Chaque association a ses idées sur le sujet. Du côté de la Fédération nationale des associations d'accueil et de réinsertion sociale (Fnars), Florent Gueguen, appelle déjà à court terme à ouvrir toutes les places disponibles en hébergement d’urgence "parce que je ne suis pas sûr que c’est le cas dans tous les départements".

Il aspire aussi à "faire comprendre au gouvernement" que le logement adapté ne coûte pas plus cher que l’hôtel. Qu’entend-il par là ? "Une politique de paiement des loyers dont l’Etat se porterait gérant et qui seraient gérés par les associations avec un accompagnement social des bénéficiaires".

Comme d’autres associations, la Fnars appelle aussi, depuis 2012, à une loi de programmation de logements très sociaux et d’hébergements pérennes.

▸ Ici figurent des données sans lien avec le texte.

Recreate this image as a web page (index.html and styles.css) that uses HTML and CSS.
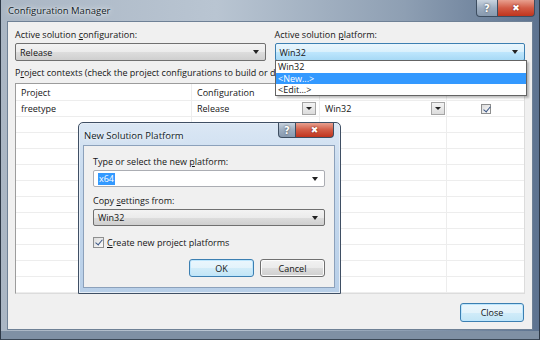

Le Dal, pour sa part, appelle à en finir d’urgence avec le recours à l’hôtellerie quitte à passer par la réquisition de logements vacants. "En Angleterre, ils ont interdit le logement hôtelier au-delà de cinq semaines. Passé ce délai, ils s’obligent à mettre en place une solution de logement temporaire. Ici, en France, l’hébergement à l’hôtel dure indéfiniment que la France a jamais compté autant de logement vacants. Il y a 2.6 millions de logements vides dans notre pays", a fustigé Jean-Baptiste Eyraud mardi matin sur Europe1 en appelant une loi de réquisition. "On pourrait commencer par ce qui appartient à l’Etat et aux pouvoirs publics", a-t-il suggéré.